— begin GIVEN DATA —

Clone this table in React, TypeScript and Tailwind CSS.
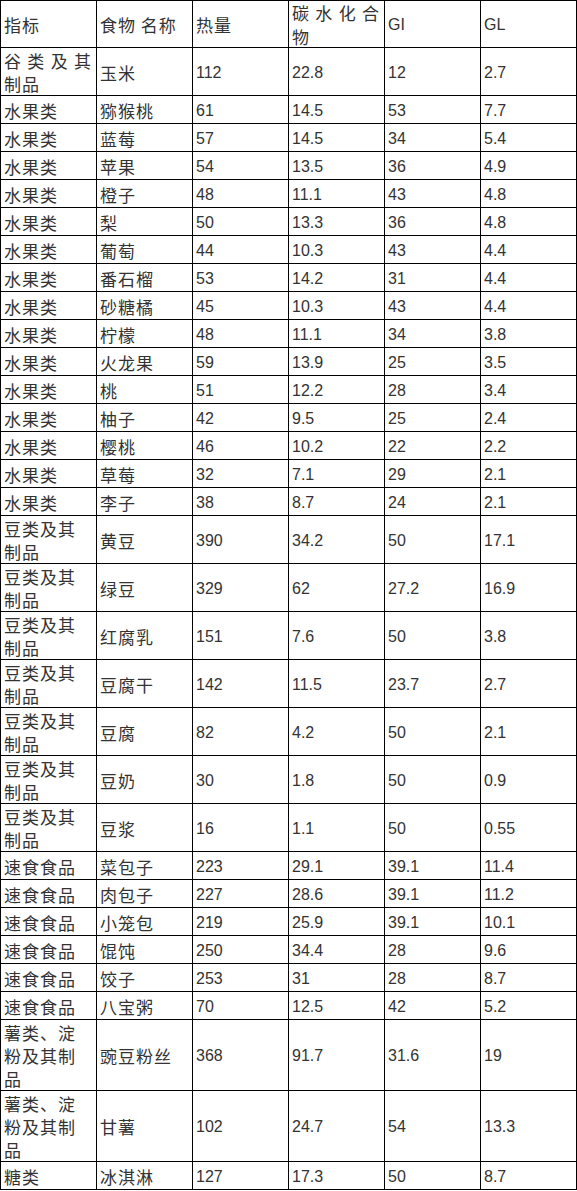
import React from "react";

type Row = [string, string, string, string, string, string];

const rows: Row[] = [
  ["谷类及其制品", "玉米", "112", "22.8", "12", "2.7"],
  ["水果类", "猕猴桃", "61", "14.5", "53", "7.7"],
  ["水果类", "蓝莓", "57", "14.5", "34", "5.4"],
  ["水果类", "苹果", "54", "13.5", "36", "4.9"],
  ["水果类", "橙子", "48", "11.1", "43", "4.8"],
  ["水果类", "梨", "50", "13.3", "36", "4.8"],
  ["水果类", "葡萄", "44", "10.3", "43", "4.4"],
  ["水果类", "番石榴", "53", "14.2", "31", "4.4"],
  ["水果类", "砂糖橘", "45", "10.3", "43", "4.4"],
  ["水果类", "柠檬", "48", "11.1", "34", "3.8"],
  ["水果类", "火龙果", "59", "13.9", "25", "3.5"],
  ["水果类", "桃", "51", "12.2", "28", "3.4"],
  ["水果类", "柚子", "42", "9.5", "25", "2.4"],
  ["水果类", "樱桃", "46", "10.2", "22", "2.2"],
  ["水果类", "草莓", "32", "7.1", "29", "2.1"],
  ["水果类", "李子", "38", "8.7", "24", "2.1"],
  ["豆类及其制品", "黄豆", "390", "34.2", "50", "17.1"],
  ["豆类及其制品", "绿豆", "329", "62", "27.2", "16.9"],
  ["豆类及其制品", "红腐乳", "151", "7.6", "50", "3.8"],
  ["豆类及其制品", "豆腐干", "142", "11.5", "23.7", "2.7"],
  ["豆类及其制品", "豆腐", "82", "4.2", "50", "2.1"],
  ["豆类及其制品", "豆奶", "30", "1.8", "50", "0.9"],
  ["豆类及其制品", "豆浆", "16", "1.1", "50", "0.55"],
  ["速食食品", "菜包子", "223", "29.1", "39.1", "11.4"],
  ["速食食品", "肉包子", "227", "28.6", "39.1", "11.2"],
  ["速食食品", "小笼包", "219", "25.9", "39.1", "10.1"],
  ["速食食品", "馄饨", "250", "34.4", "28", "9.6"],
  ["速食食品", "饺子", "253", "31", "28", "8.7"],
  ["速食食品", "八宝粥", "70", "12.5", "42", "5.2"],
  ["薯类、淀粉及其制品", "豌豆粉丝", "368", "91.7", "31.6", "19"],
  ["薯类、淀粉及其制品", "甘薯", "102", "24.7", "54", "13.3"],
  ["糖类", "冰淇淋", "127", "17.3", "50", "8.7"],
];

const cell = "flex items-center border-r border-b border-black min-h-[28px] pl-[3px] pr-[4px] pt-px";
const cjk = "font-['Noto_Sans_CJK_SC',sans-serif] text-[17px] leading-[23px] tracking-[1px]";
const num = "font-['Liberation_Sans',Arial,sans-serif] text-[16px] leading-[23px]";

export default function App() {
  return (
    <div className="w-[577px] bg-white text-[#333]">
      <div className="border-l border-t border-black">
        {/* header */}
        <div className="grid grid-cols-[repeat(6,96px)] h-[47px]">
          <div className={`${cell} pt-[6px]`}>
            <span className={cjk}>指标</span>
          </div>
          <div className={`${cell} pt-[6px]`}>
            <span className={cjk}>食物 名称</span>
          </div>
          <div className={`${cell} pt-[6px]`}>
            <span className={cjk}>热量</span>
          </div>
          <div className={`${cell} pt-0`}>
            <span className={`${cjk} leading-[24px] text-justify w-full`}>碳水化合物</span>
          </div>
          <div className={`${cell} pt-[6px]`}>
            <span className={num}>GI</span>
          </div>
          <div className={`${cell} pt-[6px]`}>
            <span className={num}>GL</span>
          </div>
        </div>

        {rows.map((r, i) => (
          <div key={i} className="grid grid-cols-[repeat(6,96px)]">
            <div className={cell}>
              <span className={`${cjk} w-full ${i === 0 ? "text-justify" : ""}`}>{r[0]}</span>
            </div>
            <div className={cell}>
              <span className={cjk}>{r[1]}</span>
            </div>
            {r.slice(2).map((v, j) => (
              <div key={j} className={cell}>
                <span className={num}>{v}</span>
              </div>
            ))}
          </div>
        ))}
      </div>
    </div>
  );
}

— end GIVEN DATA —

- EXERCISE OBJECTIVE: Make an exact copy of the lines from the top of the material through the line with "type Row = [string, string, string, string, string, string];", pictures excluded.

- THE SOLUTION:
Clone this table in React, TypeScript and Tailwind CSS.
import React from "react";

type Row = [string, string, string, string, string, string];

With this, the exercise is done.